The CIT passed order u/s 263 of the Act as under:-
“8. In view of the above, the assessment framed u/s 143(3) of the I.T. Act, 1961 dated 12/3/2013 is considered erroneous and prejudicial to the interest of revenue having been completed without proper appreciation of the relevant provisions of law and/or the binding decision of the Apex Court and without proper examination, which was warranted in the facts and circumstances of the case. Accordingly, the aforesaid assessment is set- aside with a direction to the AO to make a fresh assessment de-novo after proper examination of all relevant facts and appreciation of the provisions of law, after affording adequate opportunity of being heard to the assessee.”
Aggrieved by this, the assessee filed appeal before us.
The Ld. AR submits that in assessee’s own case for Assessment Year 2009- 10 order u/s 263 was set aside by the ITAT in vide order dated 13.04.2015. The Ld. AR further submitted for Assessment Year 2011-12 the contesting issue which was taken into account in the present assessment year was also decided in favour of the assessee (ITA No. 414/Del/2015 dated 06.09.2016. Therefore, order u/s 263 does not sustain in the present Assessment Year.
8. The Ld. DR could not controvert these factual aspects and the orders of the ITAT in assessee’s own case for Assessment Year 2009-10 & 2011-12.
We have heard both the parties and perused the material available on record. The Tribunals order in the assessee’s own case, the issue contested herein in is already decided for Assessment Year 2009-10 by this Tribunal. The ITAT held as under:
“127. In light of aforesaid discussion, if we analyse the facts and circumstances of the present case, we observe that the assessee company is in the business of developing, operating and maintaining infrastructure facility project since its incorporation w.e.f. 5.4.2007. We also observe that the development of the toll road with controlled access and exit points and right to collect toll from the users clearly put the Expressway within the ambit of road which is a toll road. We further hold that the development of Five land parcels adjacent to Expressway are inseparable and integral part of one project and the assessee is entitled and eligible for deduction u/s 80IA (4) of the Act on the income earned and derived from the business of development of Infrastructure facility during AY 2009-10 after commencement of its business w.e.f. 5.4.2007 at the option of the assessee which cannot be denied by wrongly putting the case of the assessee in clause (b) of Explanation to section 80IA(4)(i) of the Act.
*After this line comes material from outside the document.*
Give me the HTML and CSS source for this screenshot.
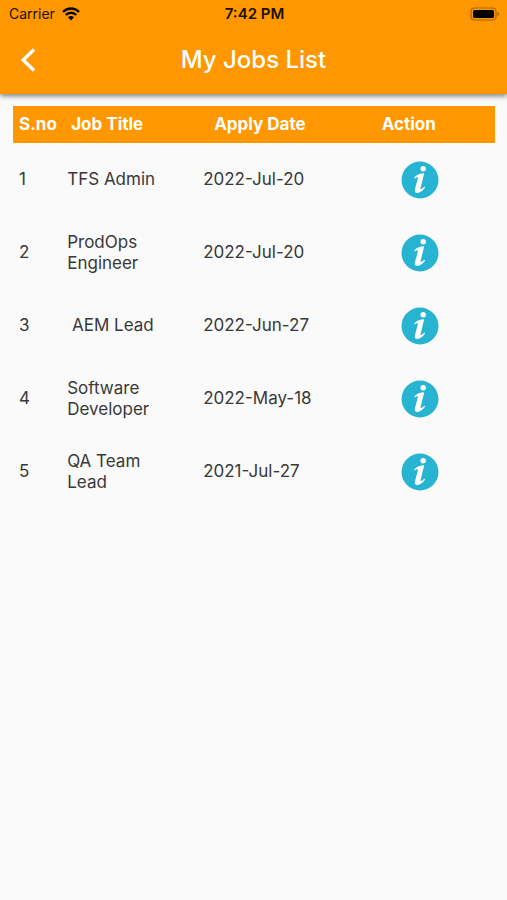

In view of out aforesaid observations and conclusion, on the facts of the case, we are inclined to hold that the view taken by the AO, while granting deduction u/s 80IA(4) of the Act to the assessee, is reasonable and plausible which cannot be held as legally unsustainable and not in accordance with law and also being passed without application of mind. We, therefore, are of the considered opinion that the impugned notice and order of Ld. CIT is not valid and void ab initio ………”
Since in the present case the order u/s 263 of the Act passed by the Principal CIT is based on the order for A.Y. 2009-10, the very essence of the said order has been decided by the Tribunal in assessee’s own case in favour of the assessee, therefore, the order u/s 263 of the Act passed by the Pr. CIT is set aside.
In the result, the appeal of the assessee is allowed.
Order pronounced in the Open Court on 20th September, 2017.